Court Rejects Argument That Assertion of State Law Whistleblower Claim Waives Discriminatory Termination Claims

Citing a recent amendment to New York’s “whistleblower law”, Labor Law 740, the court in Zhou v. Roswell Park Cancer Institute Corp. et al, 2020 WL 3574631 (W.D.N.Y. July 1, 2020), rejected defendants’ argument that plaintiff’s discriminatory termination claims were “waived” by assertion of a claim under that statute.

From the decision:

The Court recommends denying this portion of defendants’ motion as both unavailing and incomplete. Neither side has accounted for an amendment to Section 740 that occurred late last year. Prior to December 20, 2019, Labor Law § 740(7) did in fact contain language, cited by defendants, that “the institution of an action in accordance with this section shall be deemed a waiver of the rights and remedies available under any other contract, collective bargaining agreement, law, rule or regulation or under the common law.” On December 20, 2019, however, the Governor signed into law an amendment to Section 740(7). 2019 N.Y. Laws 684, 2019 Sess.

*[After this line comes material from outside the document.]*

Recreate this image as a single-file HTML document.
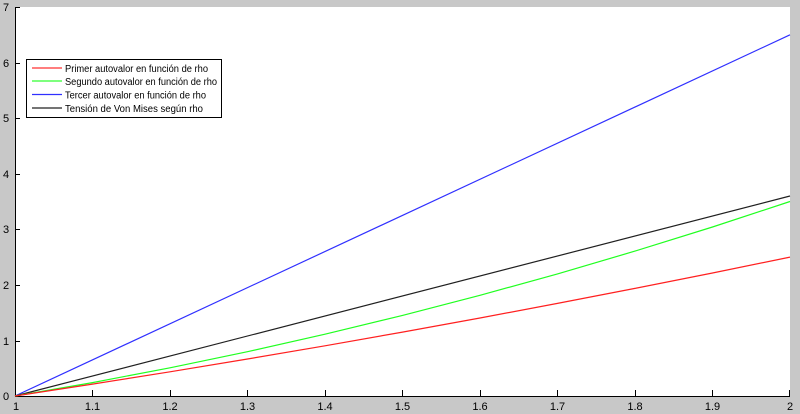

Law News of N.Y. Ch. 684 (A. 375) (McKinney). In the amendment, which took effect immediately, the Legislature deleted all of the language cited here by defendants and replaced it with the following language: “Nothing in this section shall be deemed to diminish the rights, privileges, or remedies of any employee under any other law or regulation or under any collective bargaining agreement or employment contract.” N.Y. Lab. Law § 740(7). The parties have not addressed whether the amendment to Section 740(7) would apply retroactively to September 6, 2019, the date when plaintiff filed her complaint. Even without retroactivity, the Court would be skeptical of an assertion that an invocation of state law would somehow prohibit a plaintiff from accessing remedies under federal law. See Collette v. St. Luke’s Roosevelt Hosp., 132 F. Supp. 2d 256, 266 (S.D.N.Y. 2001) (“None of the cases adopting the ‘course of conduct’ test stand for the proposition that a federal claim can be barred by resort to asserting a whistleblower claim under state law.”).

The court thus concluded that the “most prudent course of action will be to recommend denying this portion of defendants’ motion without prejudice to renew with a more careful consideration both of federalism principles and of the amendment to Section 740(7) that occurred late last year.”